Kershaw, who will be 31 when the 2019 season starts, is 64.0 points behind Johnson. In his past six seasons, he has averaged 22.4 points per season and at that pace, would pass Johnson toward the end of the 2021 season, when he will be 33 years old.
There are a few caveats, including:
Kershaw had a dramatic drop-off in Box-Toppers points in 2018 and has earned Box-Toppers points at a far slower pace for the past season and a half, since the middle of 2017. At his slower pace, it would take him eight seasons to catch Johnson.
Even if he reaches Johnson’s 278.8 point total, he still wouldn’t match Johnson’s actual career total. Since Box-Toppers didn’t track Johnson’s career from 1988 to 1994, he would likely have many more career Box-Toppers points. A rough projection puts his actual career Box-Toppers point total at about 380. Kershaw would need at least eight or nine more seasons with more than 20 points a season to reach that total.
Kershaw surged to lead active players in Box-Toppers points after earning 20 or more Box-Toppers points for seven straight seasons from 2011 to 2017, which broke Johnson’s record of six straight seasons with 20 or more points. But in 2018, Kershaw’s progress stalled as he earned just 8.0 Box-Toppers points, 73rd among all players for 2018.
At the end of 2017, Kershaw was on pace to catch Johnson’s 278.8-point total by the end of 2020 and catch Johnson’s projected actual career total of 380 by 2023, when he’d be 35 years old. One lackluster season for Kershaw, at the very least, delays him reaching those milestones by at least a season and casts doubt on whether he will be able to reach those totals, given his performance since the middle of 2017.
In the first half of 2017, Kershaw earned 18.1 Box-Toppers points, but earned just 5.0 more in the second half, giving him 22.5 for the season, which despite his lackluster second half, was still enough to rank third among all players and be in contention for first place until the final week of the season. However, in the first half of 2018, Kershaw slumped further, earning just 3.0 points in the first half of the season, the lowest total he earned in any full half season he played since beginning his career in 2008. He did slightly better in the second half with 5.0 points.
Kershaw’s rise to pass Johnson even a year ago seemed inevitable. But now, given his less-than-Kershaw-like performance since July 2017, there are doubts. Are his best days behind him? Can he return to form? At 31 to start 2019, he has potentially eight or nine seasons left and often, pitchers in their mid-30s have some of their best seasons. But if he continues to trail off, can he even rise to second place overall? Kershaw is 30.0 Box-Toppers points behind Pedro Martinez (244.8) on Box-Toppers “all-time” list. (Martinez is projected to have 270 points if his entire career from 1992 were tracked.)

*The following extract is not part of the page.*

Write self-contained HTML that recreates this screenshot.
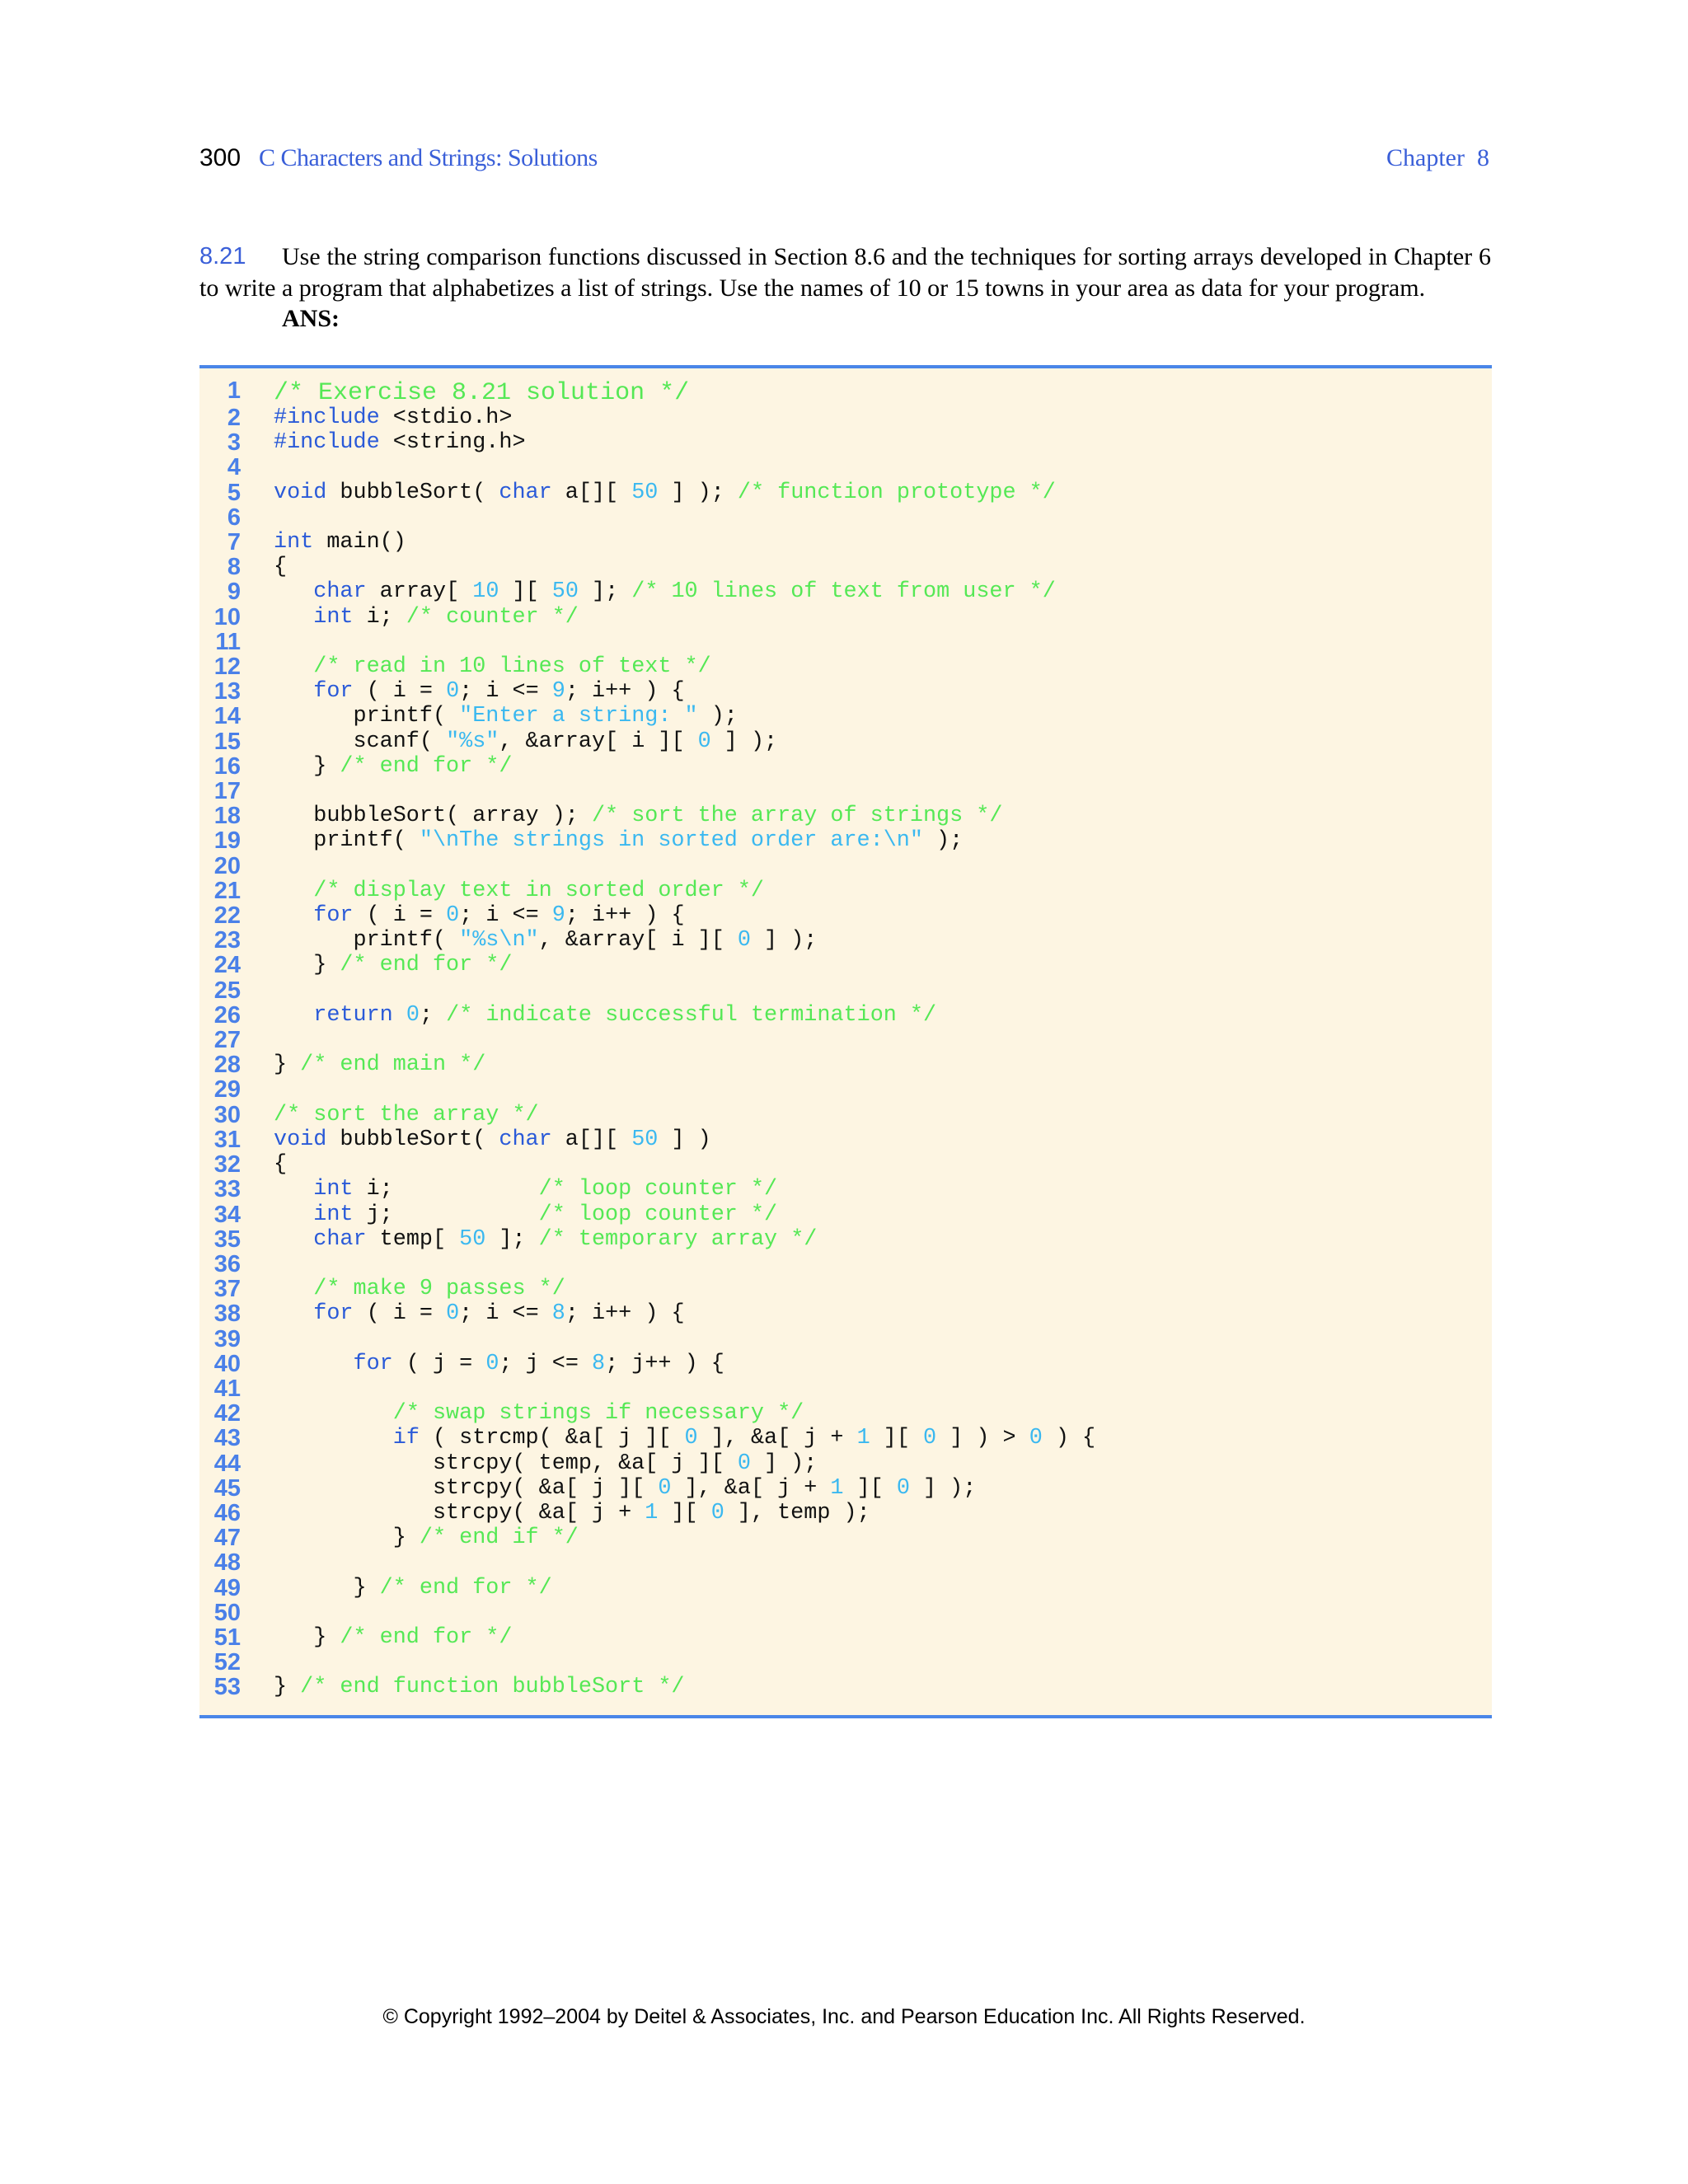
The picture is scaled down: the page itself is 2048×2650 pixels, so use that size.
<!DOCTYPE html>
<html><head><meta charset="utf-8"><style>
body{margin:0;background:#fff;width:2048px;height:2650px;position:relative;overflow:hidden;font-family:"Liberation Serif",serif;}
.abs{position:absolute;white-space:nowrap;}
.blue{color:#3a5fd8;}
.box{position:absolute;left:242px;top:443px;width:1568px;height:1642px;background:#fdf5e2;border-top:4px solid #4a86e8;border-bottom:4px solid #4a86e8;box-sizing:border-box;}
.ln{position:absolute;left:232px;width:60px;text-align:right;font-family:"Liberation Sans",sans-serif;font-weight:bold;color:#4a80e8;font-size:29px;}
.cd{position:absolute;left:332px;font-family:"Liberation Mono",monospace;font-size:26.8px;white-space:pre;color:#111;}
.k{color:#2a5ad8}.c{color:#55e855}.n{color:#3ab8f0}
</style></head><body>
<div class="abs" style="left:242px;top:175px;font-family:'Liberation Sans',sans-serif;font-size:30px;">300</div>
<div class="abs blue" style="left:314px;top:175px;font-size:30px;letter-spacing:-0.5px;">C Characters and Strings: Solutions</div>
<div class="abs blue" style="left:1682px;top:175px;font-size:30px;">Chapter&nbsp;&nbsp;8</div>

<div class="abs blue" style="left:242px;top:295px;font-family:'Liberation Sans',sans-serif;font-size:29px;">8.21</div>
<div class="abs" style="left:342px;top:295px;width:1467px;font-size:30px;text-align:justify;text-align-last:justify;">Use the string comparison functions discussed in Section 8.6 and the techniques for sorting arrays developed in Chapter 6</div>
<div class="abs" style="left:242px;top:333px;font-size:30px;">to write a program that alphabetizes a list of strings. Use the names of 10 or 15 towns in your area as data for your program.</div>
<div class="abs" style="left:342px;top:370px;font-size:30px;font-weight:bold;">ANS:</div>

<div class="box"></div>

<div class="abs" style="left:0;width:2048px;text-align:center;top:2433px;font-family:'Liberation Sans',sans-serif;font-size:25px;">© Copyright 1992–2004 by Deitel &amp; Associates, Inc. and Pearson Education Inc. All Rights Reserved.</div>

<div class="ln" style="top:458px;line-height:33px;">1</div>
<div class="cd c" style="top:461px;line-height:33px;font-size:30px;">/* Exercise 8.21 solution */</div>
<div style="position:absolute;top:492px;left:0;">
<div class="ln" style="top:0;line-height:30.2px;">2<br>3<br>4<br>5<br>6<br>7<br>8<br>9<br>10<br>11<br>12<br>13<br>14<br>15<br>16<br>17<br>18<br>19<br>20<br>21<br>22<br>23<br>24<br>25<br>26<br>27<br>28<br>29<br>30<br>31<br>32<br>33<br>34<br>35<br>36<br>37<br>38<br>39<br>40<br>41<br>42<br>43<br>44<br>45<br>46<br>47<br>48<br>49<br>50<br>51<br>52<br>53</div>
<div class="cd" style="top:0;line-height:30.2px;"><span class="k">#include</span> &lt;stdio.h&gt;
<span class="k">#include</span> &lt;string.h&gt;

<span class="k">void</span> bubbleSort( <span class="k">char</span> a[][ <span class="n">50</span> ] ); <span class="c">/* function prototype */</span>

<span class="k">int</span> main()
{
   <span class="k">char</span> array[ <span class="n">10</span> ][ <span class="n">50</span> ]; <span class="c">/* 10 lines of text from user */</span>
   <span class="k">int</span> i; <span class="c">/* counter */</span>

   <span class="c">/* read in 10 lines of text */</span>
   <span class="k">for</span> ( i = <span class="n">0</span>; i &lt;= <span class="n">9</span>; i++ ) {
      printf( <span class="n">"Enter a string: "</span> );
      scanf( <span class="n">"%s"</span>, &amp;array[ i ][ <span class="n">0</span> ] );
   } <span class="c">/* end for */</span>

   bubbleSort( array ); <span class="c">/* sort the array of strings */</span>
   printf( <span class="n">"\nThe strings in sorted order are:\n"</span> );

   <span class="c">/* display text in sorted order */</span>
   <span class="k">for</span> ( i = <span class="n">0</span>; i &lt;= <span class="n">9</span>; i++ ) {
      printf( <span class="n">"%s\n"</span>, &amp;array[ i ][ <span class="n">0</span> ] );
   } <span class="c">/* end for */</span>

   <span class="k">return</span> <span class="n">0</span>; <span class="c">/* indicate successful termination */</span>

} <span class="c">/* end main */</span>

<span class="c">/* sort the array */</span>
<span class="k">void</span> bubbleSort( <span class="k">char</span> a[][ <span class="n">50</span> ] )
{
   <span class="k">int</span> i;           <span class="c">/* loop counter */</span>
   <span class="k">int</span> j;           <span class="c">/* loop counter */</span>
   <span class="k">char</span> temp[ <span class="n">50</span> ]; <span class="c">/* temporary array */</span>

   <span class="c">/* make 9 passes */</span>
   <span class="k">for</span> ( i = <span class="n">0</span>; i &lt;= <span class="n">8</span>; i++ ) {

      <span class="k">for</span> ( j = <span class="n">0</span>; j &lt;= <span class="n">8</span>; j++ ) {

         <span class="c">/* swap strings if necessary */</span>
         <span class="k">if</span> ( strcmp( &amp;a[ j ][ <span class="n">0</span> ], &amp;a[ j + <span class="n">1</span> ][ <span class="n">0</span> ] ) &gt; <span class="n">0</span> ) {
            strcpy( temp, &amp;a[ j ][ <span class="n">0</span> ] );
            strcpy( &amp;a[ j ][ <span class="n">0</span> ], &amp;a[ j + <span class="n">1</span> ][ <span class="n">0</span> ] );
            strcpy( &amp;a[ j + <span class="n">1</span> ][ <span class="n">0</span> ], temp );
         } <span class="c">/* end if */</span>

      } <span class="c">/* end for */</span>

   } <span class="c">/* end for */</span>

} <span class="c">/* end function bubbleSort */</span></div>
</div>
</body></html>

Box-Toppers points are a measure of how much a player provides key contributions to his team’s wins. Specifically, Box-Toppers tracks who most helps their team win the most games. Using standard box score statistics, Box-Toppers uses a simple formula to determine a Player of the Game for each Major League Baseball game played. That player is the person who contributed most to his team’s win. In regular season games, players earn 1.0 Box-Toppers point for being named Player of the Game and can earn bonus points for being Player of the Day or top player or batter in their league for the day.
The chart here shows the rankings of the top 100 players since record keeping began in 1995, along with their career Box-Toppers point total and, where applicable, their Box-Toppers points for 2018. The chart also shows each player’s roster status as of the end of the 2018 season and players’ rank in career Box-Toppers points at the end of the 2017 season, to show their rise or fall in rankings since last season.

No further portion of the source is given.